Requests are distributed sequentially across backend servers:

Request 1 → Server A
Request 2 → Server B
Request 3 → Server C
Request 4 → Server A

Each request goes to the next server in order.

Example Configuration

upstream app_backend {
server 10.0.0.11:8080;
server 10.0.0.12:8080;
}

server {
listen 80;

location / {
proxy_pass http://app_backend;
}
}
  • First request → 10.0.0.11
  • Second request → 10.0.0.12
  • Third request → 10.0.0.11
  • Even distribution over time

Weighted Round-Robin

upstream app_backend {
server 10.0.0.11 weight=3;
server 10.0.0.12 weight=1;
}
  • Server 10.0.0.11 receives 75% of traffic
  • Server 10.0.0.12 receives 25%

Pros

  • Simple
  • Efficient for similar backends
  • Default behavior

Cons

  • Does not consider current load
  • Not ideal for long-running requests

Least Connections (least_conn)

Each new request is sent to the backend with the fewest active connections.

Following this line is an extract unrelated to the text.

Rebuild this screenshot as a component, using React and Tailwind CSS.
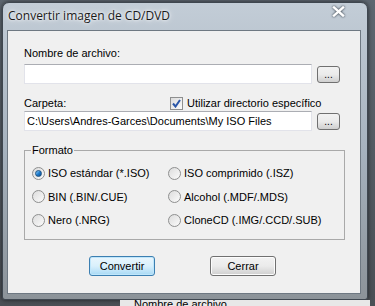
import React from "react";

function BrowseButton() {
  return (
    <button className="w-[23px] h-[17px] rounded-[3px] border border-[#707070] bg-gradient-to-b from-[#f2f2f2] via-[#ebebeb] to-[#cfcfcf] text-[10px] leading-[12px] text-black flex items-end justify-center pb-[1px]">
      ...
    </button>
  );
}

function Radio({ checked, label }) {
  return (
    <div className="flex items-center h-[14px]">
      <span className="w-[13px] h-[13px] rounded-full border border-[#8e8f8f] bg-gradient-to-br from-[#dcdcdc] to-[#fbfbfb] flex items-center justify-center">
        {checked && (
          <span className="w-[7px] h-[7px] rounded-full bg-gradient-to-br from-[#8fd3ff] via-[#1f7fd0] to-[#0b4a8f] border border-[#1c5180]" />
        )}
      </span>
      <span className="ml-[3px]">{label}</span>
    </div>
  );
}

export default function App() {
  return (
    <div
      className="w-[375px] h-[306px] overflow-hidden bg-gradient-to-b from-[#5d6670] to-[#4a4f55] relative text-black"
      style={{ fontFamily: '"Liberation Sans", Arial, sans-serif' }}
    >
      {/* window */}
      <div className="ml-[2px] mt-[2px] w-[366px] h-[298px] rounded-t-[7px] rounded-b-[3px] border border-[#3f4750] bg-gradient-to-b from-[#c3cdd7] via-[#a6b2be] to-[#8c9399] shadow-[0_0_4px_rgba(0,0,0,0.6)] flex flex-col">
        {/* title bar */}
        <div className="h-[27px] flex items-center justify-between pl-[5px] pr-[22px]">
          <span
            className="text-[12px] text-[#1b1b1b] [text-shadow:0_0_6px_#ffffff,0_0_3px_#ffffff] -mt-[2px]"
            style={{ fontFamily: '"Open Sans", "Noto Sans", sans-serif' }}
          >
            Convertir imagen de CD/DVD
          </span>
          <svg width="13" height="11" viewBox="0 0 13 11" className="-mt-[11px] drop-shadow-[0_0_1px_#1c2630]">
            <path d="M2 1.5 L11 9.5 M11 1.5 L2 9.5" stroke="#ffffff" strokeWidth="2.4" strokeLinecap="square" />
          </svg>
        </div>

        {/* client area */}
        <div className="ml-[4px] w-[354px] h-[264px] border border-[#6e7882] bg-[#f0f0f0] text-[11px] leading-[14px] flex flex-col pl-[16px]">
          <div className="mt-[15px] h-[14px]">Nombre de archivo:</div>
          <div className="mt-[4px] flex items-center">
            <div className="w-[288px] h-[20px] bg-white border border-[#e2e3ea] border-t-[#abadb3]" />
            <div className="ml-[5px]">
              <BrowseButton />
            </div>
          </div>

          <div className="mt-[12px] h-[14px] flex items-center">
            <span className="w-[146px]">Carpeta:</span>
            <span className="w-[13px] h-[13px] border border-[#8e8f8f] bg-gradient-to-br from-[#dcdcdc] to-[#fbfbfb] flex items-center justify-center">
              <svg width="9" height="9" viewBox="0 0 9 9">
                <path d="M1 4.5 L3.5 7.5 L8 1" fill="none" stroke="#2a56a8" strokeWidth="2" />
              </svg>
            </span>
            <span className="ml-[4px]">Utilizar directorio específico</span>
          </div>
          <div className="mt-[1px] flex items-center">
            <div className="w-[288px] h-[20px] bg-white border border-[#e2e3ea] border-t-[#abadb3] pl-[2px] leading-[18px] whitespace-nowrap">
              C:\Users\Andres-Garces\Documents\My ISO Files
            </div>
            <div className="ml-[5px]">
              <BrowseButton />
            </div>
          </div>

          {/* group box */}
          <div className="mt-[19px] w-[321px] h-[90px] border border-[#a9a9a9] relative pl-[7px] pt-[15px]">
            <span className="absolute -top-[8px] left-[6px] bg-[#f0f0f0] px-[1px]">Formato</span>
            <div className="grid grid-cols-[136px_1fr] gap-y-[9.5px]">
              <Radio checked label="ISO estándar (*.ISO)" />
              <Radio label="ISO comprimido (.ISZ)" />
              <Radio label="BIN (.BIN/.CUE)" />
              <Radio label="Alcohol (.MDF/.MDS)" />
              <Radio label="Nero (.NRG)" />
              <Radio label="CloneCD (.IMG/.CCD/.SUB)" />
            </div>
          </div>

          {/* buttons */}
          <div className="mt-[16px] flex pl-[65px] gap-[55px]">
            <button className="w-[66px] h-[20px] rounded-[3px] border border-[#3c7fb1] bg-gradient-to-b from-[#eaf6fd] via-[#d9f0fc] to-[#a7d9f5] shadow-[inset_0_0_0_1px_#bfe6fb] leading-[18px]">
              Convertir
            </button>
            <button className="w-[66px] h-[20px] rounded-[3px] border border-[#707070] bg-gradient-to-b from-[#f2f2f2] via-[#ebebeb] to-[#cfcfcf] shadow-[inset_0_0_0_1px_#fcfcfc] leading-[18px]">
              Cerrar
            </button>
          </div>
        </div>
      </div>
      {/* underlying window peeking below */}
      <div className="h-[6px] bg-[#e8e8e8] ml-[120px] w-[250px] overflow-hidden text-[11px] leading-[14px] pl-[14px]">
        <div className="-mt-[3px]">Nombre de archivo</div>
      </div>
    </div>
  );
}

Server A → 10 active connections
Server B → 3 active connections
→ New request goes to Server B

Example Configuration

upstream app_backend {
least_conn;

server 10.0.0.11:8080;
server 10.0.0.12:8080;
}
  • NGINX tracks active connections
  • New requests go to least busy server
  • Excellent for uneven or long-lived requests

Weighted Least Connections

upstream app_backend {
least_conn;

server 10.0.0.11 weight=2;
server 10.0.0.12 weight=1;
}

NGINX factors weight into decision-making.

Pros

  • Adapts to load
  • Ideal for slow APIs or streaming
  • Reduces overload

Cons

  • Slightly more overhead
  • Doesn’t track CPU or memory usage

IP Hash (ip_hash)

Client IP address is hashed to select a backend server.

Client IP → Hash → Server

Same client IP always maps to the same server (as long as it’s available).

upstream app_backend {
ip_hash;

server 10.0.0.11:8080;
server 10.0.0.12:8080;
}
  • Client 203.0.113.10 → Server A
  • Client 203.0.113.10 → Server A again
  • Enables session persistence (sticky sessions)

Use Case

  • Applications that store sessions in memory
  • Legacy systems without shared session storage

Limitations

  • Uneven distribution with NAT users
  • Not compatible with weights (fully)
  • Scaling changes may remap clients

Pros

  • Simple session persistence
  • No cookies required

Cons

  • Poor distribution with many clients behind NAT
  • Scaling issues

Choosing the Right Method

ScenarioBest Method
Identical backendsRound-robin
Long-running requestsLeast connections
In-memory sessionsIP hash
Modern appsLeast_conn + shared sessions

Real-World Production Example

upstream web_backend {
least_conn;

server 10.0.0.11:8080 max_fails=3 fail_timeout=30s;
server 10.0.0.12:8080 max_fails=3 fail_timeout=30s;
}

server {
listen 80;

location / {
proxy_pass http://web_backend;

proxy_set_header Host $host;
proxy_set_header X-Forwarded-For $proxy_add_x_forwarded_for;
}
}
  • Least-loaded server gets traffic
  • Failed servers temporarily removed
  • Headers preserve client identity

Health & Failover Behavior

NGINX:

  • Marks server as failed after max_fails
  • Skips it during fail_timeout
  • Automatically retries healthy servers